**** Data lines

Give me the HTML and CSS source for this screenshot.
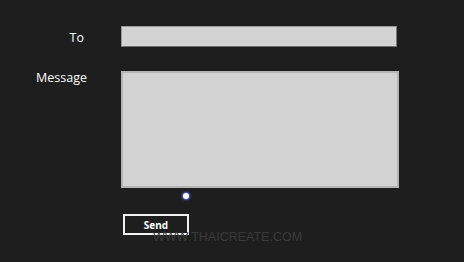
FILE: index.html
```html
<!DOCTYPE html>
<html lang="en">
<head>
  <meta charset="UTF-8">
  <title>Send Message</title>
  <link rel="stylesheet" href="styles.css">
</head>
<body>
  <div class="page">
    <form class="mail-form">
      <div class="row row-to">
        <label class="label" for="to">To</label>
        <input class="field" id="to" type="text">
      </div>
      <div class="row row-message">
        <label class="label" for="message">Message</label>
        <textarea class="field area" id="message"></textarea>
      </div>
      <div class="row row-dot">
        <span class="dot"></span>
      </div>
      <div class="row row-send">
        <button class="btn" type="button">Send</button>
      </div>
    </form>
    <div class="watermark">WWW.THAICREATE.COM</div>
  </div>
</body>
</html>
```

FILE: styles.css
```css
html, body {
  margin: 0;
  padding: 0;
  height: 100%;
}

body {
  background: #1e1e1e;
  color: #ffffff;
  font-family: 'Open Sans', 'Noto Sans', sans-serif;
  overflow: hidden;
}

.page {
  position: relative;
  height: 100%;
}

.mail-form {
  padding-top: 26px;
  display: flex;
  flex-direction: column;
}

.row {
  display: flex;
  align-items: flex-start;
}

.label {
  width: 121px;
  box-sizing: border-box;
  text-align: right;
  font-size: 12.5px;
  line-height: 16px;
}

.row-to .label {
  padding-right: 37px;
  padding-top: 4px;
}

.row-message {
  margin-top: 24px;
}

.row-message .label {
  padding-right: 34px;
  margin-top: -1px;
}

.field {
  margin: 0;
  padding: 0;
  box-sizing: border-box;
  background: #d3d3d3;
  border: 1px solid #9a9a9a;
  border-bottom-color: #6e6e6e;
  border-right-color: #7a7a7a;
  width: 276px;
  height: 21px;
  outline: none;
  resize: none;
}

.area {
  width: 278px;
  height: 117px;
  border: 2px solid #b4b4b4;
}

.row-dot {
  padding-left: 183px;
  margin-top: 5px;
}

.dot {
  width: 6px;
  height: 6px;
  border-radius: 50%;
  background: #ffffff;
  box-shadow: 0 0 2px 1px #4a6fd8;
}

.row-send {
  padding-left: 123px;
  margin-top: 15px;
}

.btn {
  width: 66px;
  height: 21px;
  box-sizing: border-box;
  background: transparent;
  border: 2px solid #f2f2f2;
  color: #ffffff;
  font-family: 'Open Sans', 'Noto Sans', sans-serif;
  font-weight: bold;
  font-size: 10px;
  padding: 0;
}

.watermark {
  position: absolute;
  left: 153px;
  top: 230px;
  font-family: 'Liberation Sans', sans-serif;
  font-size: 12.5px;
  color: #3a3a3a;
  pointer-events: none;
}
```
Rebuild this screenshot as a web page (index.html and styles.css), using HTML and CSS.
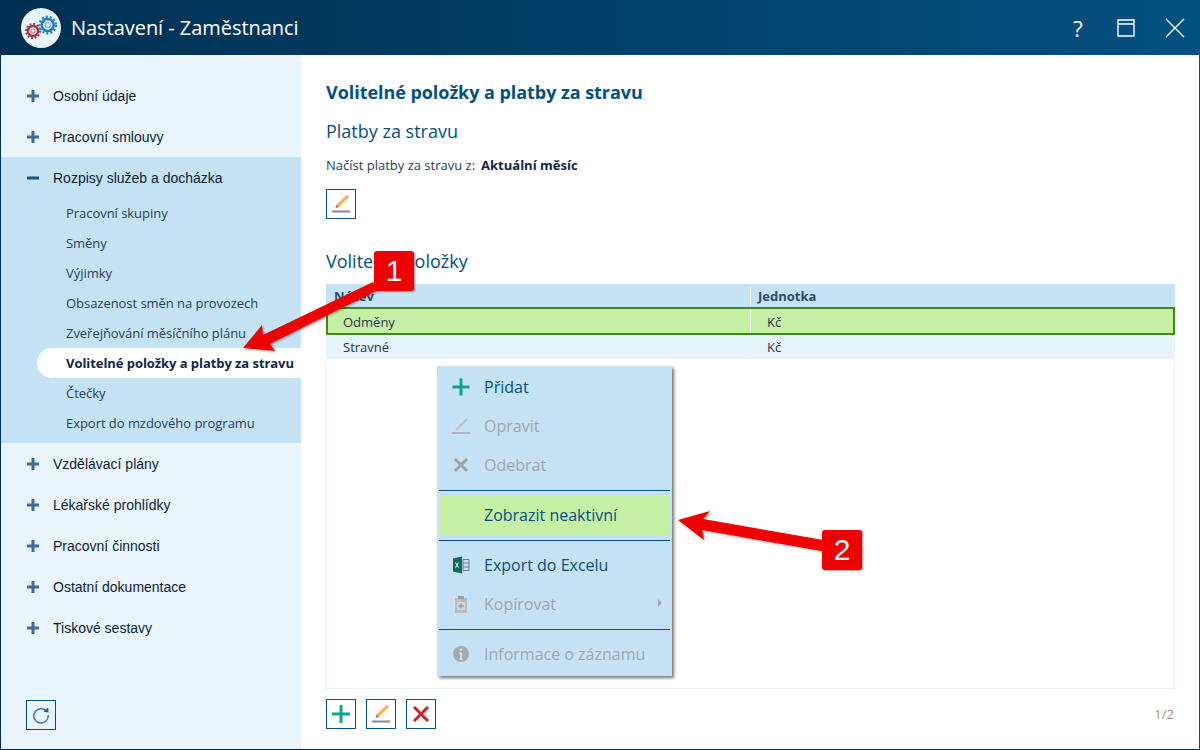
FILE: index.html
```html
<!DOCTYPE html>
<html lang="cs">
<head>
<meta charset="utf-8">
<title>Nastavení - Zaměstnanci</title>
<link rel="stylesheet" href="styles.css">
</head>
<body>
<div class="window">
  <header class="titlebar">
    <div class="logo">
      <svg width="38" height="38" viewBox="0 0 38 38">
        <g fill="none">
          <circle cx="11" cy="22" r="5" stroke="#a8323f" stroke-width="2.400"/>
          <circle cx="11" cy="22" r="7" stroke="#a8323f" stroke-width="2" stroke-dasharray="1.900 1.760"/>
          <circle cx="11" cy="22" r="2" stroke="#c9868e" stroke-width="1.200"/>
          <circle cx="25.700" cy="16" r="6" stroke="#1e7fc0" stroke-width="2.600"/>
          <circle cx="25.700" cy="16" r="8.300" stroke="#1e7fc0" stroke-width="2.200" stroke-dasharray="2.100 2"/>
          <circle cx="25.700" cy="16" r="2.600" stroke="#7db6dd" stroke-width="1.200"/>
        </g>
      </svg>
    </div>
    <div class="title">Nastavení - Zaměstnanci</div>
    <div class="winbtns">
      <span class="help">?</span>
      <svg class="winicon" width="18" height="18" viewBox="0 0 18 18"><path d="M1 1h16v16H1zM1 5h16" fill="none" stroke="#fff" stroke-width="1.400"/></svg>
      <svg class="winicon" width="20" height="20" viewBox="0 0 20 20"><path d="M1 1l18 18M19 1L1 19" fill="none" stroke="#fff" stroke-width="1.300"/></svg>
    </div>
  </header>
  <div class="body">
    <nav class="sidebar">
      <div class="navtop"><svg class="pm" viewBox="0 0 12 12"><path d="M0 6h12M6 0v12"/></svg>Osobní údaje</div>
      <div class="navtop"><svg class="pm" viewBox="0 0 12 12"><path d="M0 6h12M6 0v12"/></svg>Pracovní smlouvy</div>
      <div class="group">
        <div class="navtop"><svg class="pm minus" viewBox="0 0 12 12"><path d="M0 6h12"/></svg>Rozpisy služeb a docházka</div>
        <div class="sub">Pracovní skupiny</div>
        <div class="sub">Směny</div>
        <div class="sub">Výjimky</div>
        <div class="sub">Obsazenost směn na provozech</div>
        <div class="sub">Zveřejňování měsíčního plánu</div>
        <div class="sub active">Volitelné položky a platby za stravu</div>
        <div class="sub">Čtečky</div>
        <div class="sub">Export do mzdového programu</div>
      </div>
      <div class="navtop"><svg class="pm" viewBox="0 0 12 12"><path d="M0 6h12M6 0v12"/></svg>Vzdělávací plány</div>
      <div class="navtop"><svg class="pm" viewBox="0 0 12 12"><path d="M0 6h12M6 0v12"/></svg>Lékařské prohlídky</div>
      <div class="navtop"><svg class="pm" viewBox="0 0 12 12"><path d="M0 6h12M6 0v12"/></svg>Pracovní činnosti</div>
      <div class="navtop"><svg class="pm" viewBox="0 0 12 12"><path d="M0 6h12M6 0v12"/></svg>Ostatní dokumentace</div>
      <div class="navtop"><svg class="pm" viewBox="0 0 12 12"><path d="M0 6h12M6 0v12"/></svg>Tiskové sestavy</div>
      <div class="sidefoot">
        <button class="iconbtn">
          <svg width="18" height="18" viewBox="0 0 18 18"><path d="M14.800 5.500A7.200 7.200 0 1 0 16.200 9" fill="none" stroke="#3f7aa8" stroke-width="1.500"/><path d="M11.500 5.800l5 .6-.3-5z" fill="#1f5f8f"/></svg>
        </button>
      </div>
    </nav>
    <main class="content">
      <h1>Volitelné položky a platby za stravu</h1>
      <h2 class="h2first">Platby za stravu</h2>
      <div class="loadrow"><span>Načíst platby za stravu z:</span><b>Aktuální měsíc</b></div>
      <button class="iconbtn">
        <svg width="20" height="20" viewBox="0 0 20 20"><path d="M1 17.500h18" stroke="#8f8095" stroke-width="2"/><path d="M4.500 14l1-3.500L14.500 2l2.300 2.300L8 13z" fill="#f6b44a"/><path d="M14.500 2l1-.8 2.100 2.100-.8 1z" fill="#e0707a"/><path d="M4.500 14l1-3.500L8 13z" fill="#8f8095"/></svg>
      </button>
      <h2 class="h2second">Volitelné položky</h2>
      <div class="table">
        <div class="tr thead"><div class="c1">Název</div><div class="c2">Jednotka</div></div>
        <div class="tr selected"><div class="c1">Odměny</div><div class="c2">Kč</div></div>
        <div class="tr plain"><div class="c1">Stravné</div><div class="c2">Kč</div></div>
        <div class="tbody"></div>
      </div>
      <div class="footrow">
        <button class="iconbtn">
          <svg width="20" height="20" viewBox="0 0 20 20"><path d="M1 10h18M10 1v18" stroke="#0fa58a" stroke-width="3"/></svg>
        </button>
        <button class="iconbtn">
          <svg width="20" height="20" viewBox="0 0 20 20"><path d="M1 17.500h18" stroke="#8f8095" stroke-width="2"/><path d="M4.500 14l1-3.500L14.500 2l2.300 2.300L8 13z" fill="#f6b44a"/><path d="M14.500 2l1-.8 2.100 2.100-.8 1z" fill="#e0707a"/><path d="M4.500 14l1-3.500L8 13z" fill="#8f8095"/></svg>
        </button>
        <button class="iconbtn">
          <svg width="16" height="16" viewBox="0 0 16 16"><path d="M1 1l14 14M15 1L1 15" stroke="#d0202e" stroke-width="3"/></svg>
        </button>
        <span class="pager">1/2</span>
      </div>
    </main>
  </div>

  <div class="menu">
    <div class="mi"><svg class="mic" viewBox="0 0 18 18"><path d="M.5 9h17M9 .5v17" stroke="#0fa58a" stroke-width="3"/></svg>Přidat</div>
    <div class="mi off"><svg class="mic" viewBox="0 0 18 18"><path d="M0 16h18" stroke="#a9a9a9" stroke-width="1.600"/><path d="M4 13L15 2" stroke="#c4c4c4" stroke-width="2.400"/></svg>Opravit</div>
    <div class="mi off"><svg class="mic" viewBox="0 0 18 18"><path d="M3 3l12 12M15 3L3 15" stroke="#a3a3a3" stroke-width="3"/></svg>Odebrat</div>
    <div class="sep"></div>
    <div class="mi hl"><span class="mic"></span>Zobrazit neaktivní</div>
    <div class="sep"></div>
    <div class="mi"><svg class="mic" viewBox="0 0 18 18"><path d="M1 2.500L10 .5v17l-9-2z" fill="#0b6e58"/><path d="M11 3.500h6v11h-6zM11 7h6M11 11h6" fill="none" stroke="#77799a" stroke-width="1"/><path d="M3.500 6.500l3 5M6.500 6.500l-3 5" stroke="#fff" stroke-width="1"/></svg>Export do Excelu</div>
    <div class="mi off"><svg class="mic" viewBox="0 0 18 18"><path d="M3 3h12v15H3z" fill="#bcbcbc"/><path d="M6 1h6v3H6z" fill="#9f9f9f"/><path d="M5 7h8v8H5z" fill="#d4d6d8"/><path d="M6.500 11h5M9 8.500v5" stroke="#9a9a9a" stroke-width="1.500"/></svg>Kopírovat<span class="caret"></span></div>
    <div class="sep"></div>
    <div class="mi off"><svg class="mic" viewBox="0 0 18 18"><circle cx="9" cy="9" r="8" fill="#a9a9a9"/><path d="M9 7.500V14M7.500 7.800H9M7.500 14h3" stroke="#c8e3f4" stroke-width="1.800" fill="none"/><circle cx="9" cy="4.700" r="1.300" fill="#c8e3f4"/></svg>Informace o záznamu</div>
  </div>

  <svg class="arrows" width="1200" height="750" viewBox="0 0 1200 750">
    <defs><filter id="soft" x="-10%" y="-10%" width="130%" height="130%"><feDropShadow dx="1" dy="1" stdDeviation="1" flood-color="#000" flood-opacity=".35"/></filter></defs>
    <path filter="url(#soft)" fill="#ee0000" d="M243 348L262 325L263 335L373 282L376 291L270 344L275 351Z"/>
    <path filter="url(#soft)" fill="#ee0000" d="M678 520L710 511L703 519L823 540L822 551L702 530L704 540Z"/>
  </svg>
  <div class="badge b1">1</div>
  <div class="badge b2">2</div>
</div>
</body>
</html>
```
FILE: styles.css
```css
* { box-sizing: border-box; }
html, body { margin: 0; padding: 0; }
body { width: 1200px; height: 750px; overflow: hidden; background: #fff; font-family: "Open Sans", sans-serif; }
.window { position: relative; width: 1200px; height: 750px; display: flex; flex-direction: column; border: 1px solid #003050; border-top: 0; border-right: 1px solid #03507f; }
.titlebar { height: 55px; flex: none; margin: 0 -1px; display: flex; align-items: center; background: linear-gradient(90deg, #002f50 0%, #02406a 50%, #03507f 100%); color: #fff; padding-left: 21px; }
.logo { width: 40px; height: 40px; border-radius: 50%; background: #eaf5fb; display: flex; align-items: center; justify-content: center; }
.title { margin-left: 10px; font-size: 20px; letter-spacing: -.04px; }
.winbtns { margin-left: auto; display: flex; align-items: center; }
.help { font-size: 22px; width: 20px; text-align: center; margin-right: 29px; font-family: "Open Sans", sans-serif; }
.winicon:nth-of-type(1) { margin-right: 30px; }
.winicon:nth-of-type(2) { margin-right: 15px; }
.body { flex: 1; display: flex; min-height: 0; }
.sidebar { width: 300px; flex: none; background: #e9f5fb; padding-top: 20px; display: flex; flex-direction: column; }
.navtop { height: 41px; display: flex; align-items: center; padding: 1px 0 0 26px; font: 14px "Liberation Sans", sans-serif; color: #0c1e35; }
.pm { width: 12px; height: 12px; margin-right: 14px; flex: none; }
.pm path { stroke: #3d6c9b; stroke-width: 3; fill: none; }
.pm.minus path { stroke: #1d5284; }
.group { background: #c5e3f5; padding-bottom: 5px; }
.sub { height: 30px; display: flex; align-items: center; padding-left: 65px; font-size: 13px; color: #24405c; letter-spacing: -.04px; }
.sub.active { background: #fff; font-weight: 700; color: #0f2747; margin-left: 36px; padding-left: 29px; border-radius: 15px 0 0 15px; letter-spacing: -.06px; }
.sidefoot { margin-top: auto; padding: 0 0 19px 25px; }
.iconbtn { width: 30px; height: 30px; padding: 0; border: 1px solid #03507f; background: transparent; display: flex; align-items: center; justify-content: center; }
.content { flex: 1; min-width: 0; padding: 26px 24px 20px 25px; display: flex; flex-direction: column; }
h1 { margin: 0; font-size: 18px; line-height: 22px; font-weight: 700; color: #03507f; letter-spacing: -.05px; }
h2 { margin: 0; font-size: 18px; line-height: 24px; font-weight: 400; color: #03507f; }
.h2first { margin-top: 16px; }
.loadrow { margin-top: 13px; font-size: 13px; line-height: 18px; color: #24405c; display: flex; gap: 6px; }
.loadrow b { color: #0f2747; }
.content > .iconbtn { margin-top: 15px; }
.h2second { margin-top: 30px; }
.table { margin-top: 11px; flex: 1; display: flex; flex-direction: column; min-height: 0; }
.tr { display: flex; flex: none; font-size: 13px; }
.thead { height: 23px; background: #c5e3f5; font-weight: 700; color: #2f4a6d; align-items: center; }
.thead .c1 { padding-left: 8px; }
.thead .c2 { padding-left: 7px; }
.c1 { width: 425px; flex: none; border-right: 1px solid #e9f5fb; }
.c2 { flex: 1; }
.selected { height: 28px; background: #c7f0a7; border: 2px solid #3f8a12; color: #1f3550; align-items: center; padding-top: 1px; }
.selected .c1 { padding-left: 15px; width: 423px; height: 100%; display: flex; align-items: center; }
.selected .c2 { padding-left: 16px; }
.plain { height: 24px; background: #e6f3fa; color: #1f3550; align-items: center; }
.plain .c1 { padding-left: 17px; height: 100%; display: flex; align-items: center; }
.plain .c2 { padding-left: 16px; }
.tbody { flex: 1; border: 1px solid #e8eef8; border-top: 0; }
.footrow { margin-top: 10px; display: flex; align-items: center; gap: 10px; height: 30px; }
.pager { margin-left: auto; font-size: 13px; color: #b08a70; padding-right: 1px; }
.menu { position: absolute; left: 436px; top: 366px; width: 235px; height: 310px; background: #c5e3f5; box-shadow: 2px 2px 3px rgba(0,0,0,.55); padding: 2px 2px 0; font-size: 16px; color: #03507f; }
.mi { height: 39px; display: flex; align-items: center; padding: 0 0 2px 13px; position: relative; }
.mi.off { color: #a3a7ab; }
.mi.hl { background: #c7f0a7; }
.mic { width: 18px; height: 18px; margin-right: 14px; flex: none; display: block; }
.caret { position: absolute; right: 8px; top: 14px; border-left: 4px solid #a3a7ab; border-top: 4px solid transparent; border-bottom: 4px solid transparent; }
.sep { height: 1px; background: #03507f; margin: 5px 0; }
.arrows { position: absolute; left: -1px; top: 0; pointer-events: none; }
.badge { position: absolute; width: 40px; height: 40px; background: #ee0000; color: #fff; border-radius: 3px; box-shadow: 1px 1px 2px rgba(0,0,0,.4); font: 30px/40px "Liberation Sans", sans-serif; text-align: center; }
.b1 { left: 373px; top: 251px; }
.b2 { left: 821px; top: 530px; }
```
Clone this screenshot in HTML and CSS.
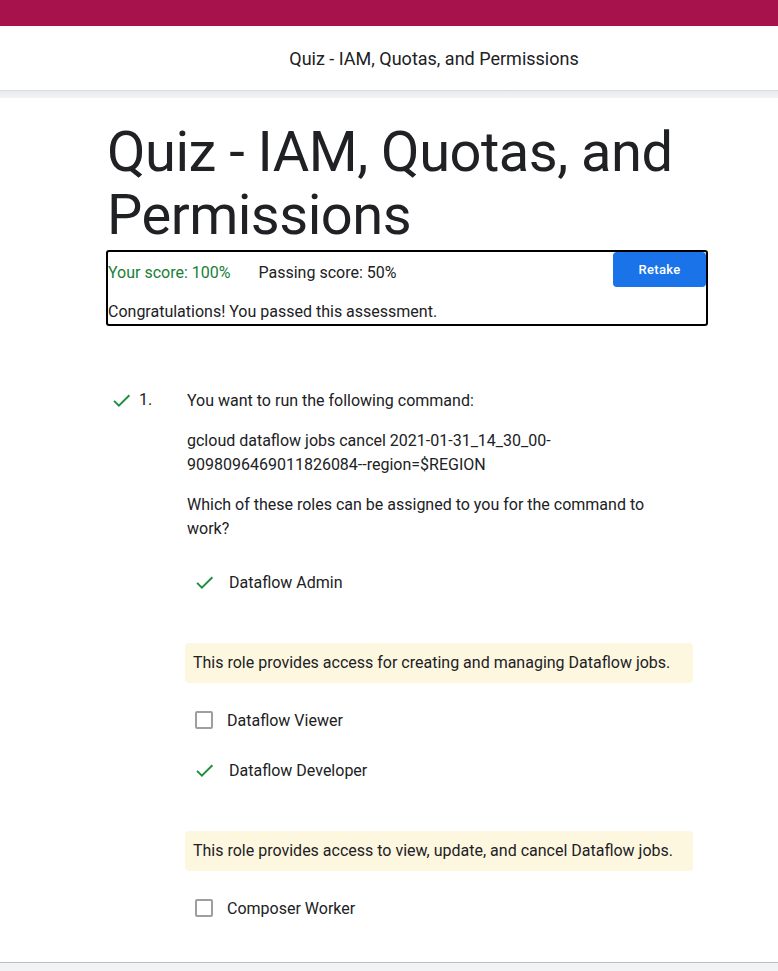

********

- **Stated goal**
Lines containing the word "screenshot" are to be tallied; report only the total.

- **Problem solution**
3